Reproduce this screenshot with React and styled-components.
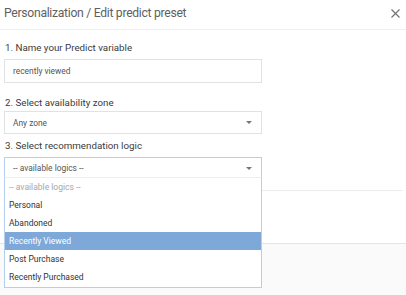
import React from "react";
import styled, { createGlobalStyle } from "styled-components";

const Global = createGlobalStyle`
  html, body { margin: 0; padding: 0; background: #fff; }
  body { font-family: Roboto, "Liberation Sans", sans-serif; }
  * { box-sizing: border-box; }
`;

const Modal = styled.div`
  width: 406px;
  height: 295px;
  display: flex;
  flex-direction: column;
  background: #fff;
  overflow: hidden;
`;

const Header = styled.div`
  height: 30px;
  flex: none;
  display: flex;
  align-items: center;
  justify-content: space-between;
  padding: 0 6px 3px 4px;
  border-bottom: 1px solid #efefef;
`;

const Title = styled.div`
  font-size: 12.2px;
  color: #5f5f5f;
  letter-spacing: -0.3px;
`;

const Close = styled.button`
  border: 0;
  background: none;
  padding: 0;
  width: 9px;
  height: 9px;
  display: flex;
  cursor: pointer;
`;

const Body = styled.div`
  flex: 1;
  padding: 11px 3px 0 5px;
  display: flex;
  flex-direction: column;
`;

const Label = styled.div`
  font-size: 9.75px;
  line-height: 13px;
  color: #3a3a3a;
  margin-bottom: ${(p) => p.$gap}px;
`;

const Field = styled.div`
  width: 258px;
  margin-left: -1px;
  height: ${(p) => p.$h}px;
  border: 1px solid ${(p) => (p.$active ? "#b4d0ee" : "#e2e2e2")};
  display: flex;
  align-items: center;
  justify-content: space-between;
  padding: 0 9px 0 8px;
  font-size: 8.4px;
  color: #555;
  margin-bottom: ${(p) => p.$mb}px;
  background: #fff;
`;

const Caret = styled.span`
  width: 0;
  height: 0;
  border-left: 3px solid transparent;
  border-right: 3px solid transparent;
  border-top: 3.5px solid #777;
`;

const SelectWrap = styled.div`
  position: relative;
  width: 258px;
`;

const List = styled.div`
  position: absolute;
  left: -1px;
  top: 20px;
  width: 258px;
  border: 1px solid #b4d0ee;
  border-top: 1px solid #e6eef7;
  background: #fff;
  z-index: 2;
  padding: 0 0 1px;
`;

const Option = styled.div`
  height: 18px;
  display: flex;
  align-items: center;
  padding-left: 4px;
  font-size: 8.5px;
  color: ${(p) => (p.$placeholder ? "#a8a8a8" : p.$selected ? "#fff" : "#333")};
  background: ${(p) => (p.$selected ? "#7da8d8" : "transparent")};
`;

const Divider = styled.div`
  height: 1px;
  background: #ececec;
  margin: 11px 0 0 -1px;
  width: 399px;
`;

const Footer = styled.div`
  height: 52px;
  flex: none;
  background: #fafafa;
  border-top: 1px solid #e4e4e4;
`;

const options = [
  "-- available logics --",
  "Personal",
  "Abandoned",
  "Recently Viewed",
  "Post Purchase",
  "Recently Purchased",
];

export default function App() {
  return (
    <>
      <Global />
      <Modal>
        <Header>
          <Title>Personalization / Edit predict preset</Title>
          <Close aria-label="close">
            <svg width="9" height="9" viewBox="0 0 9 9">
              <path d="M0.5 0.5 L8.5 8.5 M8.5 0.5 L0.5 8.5" stroke="#707070" strokeWidth="1.1" />
            </svg>
          </Close>
        </Header>
        <Body>
          <Label $gap={5}>1. Name your Predict variable</Label>
          <Field $h={24} $mb={13}>recently viewed</Field>
          <Label $gap={2}>2. Select availability zone</Label>
          <Field $h={23} $mb={5}>
            Any zone
            <Caret />
          </Field>
          <Label $gap={5}>3. Select recommendation logic</Label>
          <SelectWrap>
            <Field $h={22} $mb={0} $active>
              -- available logics --
              <Caret />
            </Field>
            <List>
              {options.map((o, i) => (
                <Option key={o} $placeholder={i === 0} $selected={o === "Recently Viewed"}>
                  {o}
                </Option>
              ))}
            </List>
          </SelectWrap>
          <Divider />
        </Body>
        <Footer />
      </Modal>
    </>
  );
}
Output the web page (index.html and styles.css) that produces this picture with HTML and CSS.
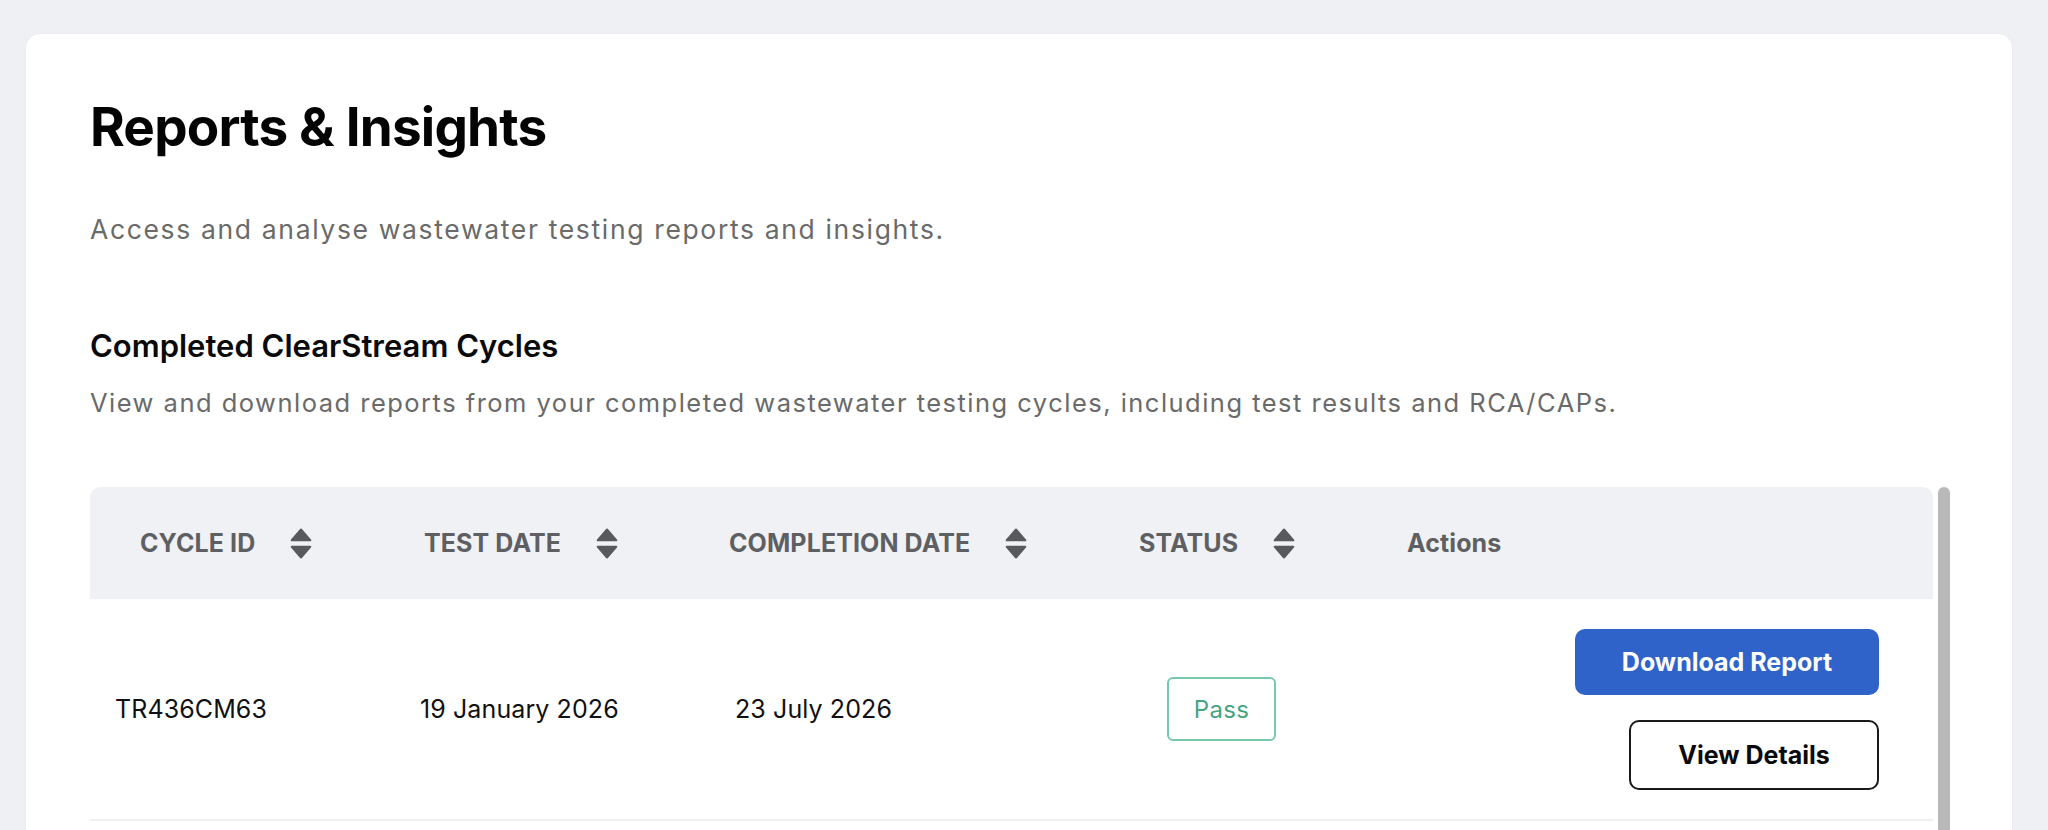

**REQUIREMENTS**. Copy the records exactly. Skip the pictures.

**ANSWER TO THE EXERCISE**.
Reproduce this screenshot with React and styled-components.
import React from "react";
import styled, { createGlobalStyle } from "styled-components";

const Global = createGlobalStyle`
  html, body { margin: 0; padding: 0; background: #fff; }
  body { font-family: Roboto, "Liberation Sans", sans-serif; }
  * { box-sizing: border-box; }
`;

const Modal = styled.div`
  width: 406px;
  height: 295px;
  display: flex;
  flex-direction: column;
  background: #fff;
  overflow: hidden;
`;

const Header = styled.div`
  height: 30px;
  flex: none;
  display: flex;
  align-items: center;
  justify-content: space-between;
  padding: 0 6px 3px 4px;
  border-bottom: 1px solid #efefef;
`;

const Title = styled.div`
  font-size: 12.2px;
  color: #5f5f5f;
  letter-spacing: -0.3px;
`;

const Close = styled.button`
  border: 0;
  background: none;
  padding: 0;
  width: 9px;
  height: 9px;
  display: flex;
  cursor: pointer;
`;

const Body = styled.div`
  flex: 1;
  padding: 11px 3px 0 5px;
  display: flex;
  flex-direction: column;
`;

const Label = styled.div`
  font-size: 9.75px;
  line-height: 13px;
  color: #3a3a3a;
  margin-bottom: ${(p) => p.$gap}px;
`;

const Field = styled.div`
  width: 258px;
  margin-left: -1px;
  height: ${(p) => p.$h}px;
  border: 1px solid ${(p) => (p.$active ? "#b4d0ee" : "#e2e2e2")};
  display: flex;
  align-items: center;
  justify-content: space-between;
  padding: 0 9px 0 8px;
  font-size: 8.4px;
  color: #555;
  margin-bottom: ${(p) => p.$mb}px;
  background: #fff;
`;

const Caret = styled.span`
  width: 0;
  height: 0;
  border-left: 3px solid transparent;
  border-right: 3px solid transparent;
  border-top: 3.5px solid #777;
`;

const SelectWrap = styled.div`
  position: relative;
  width: 258px;
`;

const List = styled.div`
  position: absolute;
  left: -1px;
  top: 20px;
  width: 258px;
  border: 1px solid #b4d0ee;
  border-top: 1px solid #e6eef7;
  background: #fff;
  z-index: 2;
  padding: 0 0 1px;
`;

const Option = styled.div`
  height: 18px;
  display: flex;
  align-items: center;
  padding-left: 4px;
  font-size: 8.5px;
  color: ${(p) => (p.$placeholder ? "#a8a8a8" : p.$selected ? "#fff" : "#333")};
  background: ${(p) => (p.$selected ? "#7da8d8" : "transparent")};
`;

const Divider = styled.div`
  height: 1px;
  background: #ececec;
  margin: 11px 0 0 -1px;
  width: 399px;
`;

const Footer = styled.div`
  height: 52px;
  flex: none;
  background: #fafafa;
  border-top: 1px solid #e4e4e4;
`;

const options = [
  "-- available logics --",
  "Personal",
  "Abandoned",
  "Recently Viewed",
  "Post Purchase",
  "Recently Purchased",
];

export default function App() {
  return (
    <>
      <Global />
      <Modal>
        <Header>
          <Title>Personalization / Edit predict preset</Title>
          <Close aria-label="close">
            <svg width="9" height="9" viewBox="0 0 9 9">
              <path d="M0.5 0.5 L8.5 8.5 M8.5 0.5 L0.5 8.5" stroke="#707070" strokeWidth="1.1" />
            </svg>
          </Close>
        </Header>
        <Body>
          <Label $gap={5}>1. Name your Predict variable</Label>
          <Field $h={24} $mb={13}>recently viewed</Field>
          <Label $gap={2}>2. Select availability zone</Label>
          <Field $h={23} $mb={5}>
            Any zone
            <Caret />
          </Field>
          <Label $gap={5}>3. Select recommendation logic</Label>
          <SelectWrap>
            <Field $h={22} $mb={0} $active>
              -- available logics --
              <Caret />
            </Field>
            <List>
              {options.map((o, i) => (
                <Option key={o} $placeholder={i === 0} $selected={o === "Recently Viewed"}>
                  {o}
                </Option>
              ))}
            </List>
          </SelectWrap>
          <Divider />
        </Body>
        <Footer />
      </Modal>
    </>
  );
}
Output the web page (index.html and styles.css) that produces this picture with HTML and CSS.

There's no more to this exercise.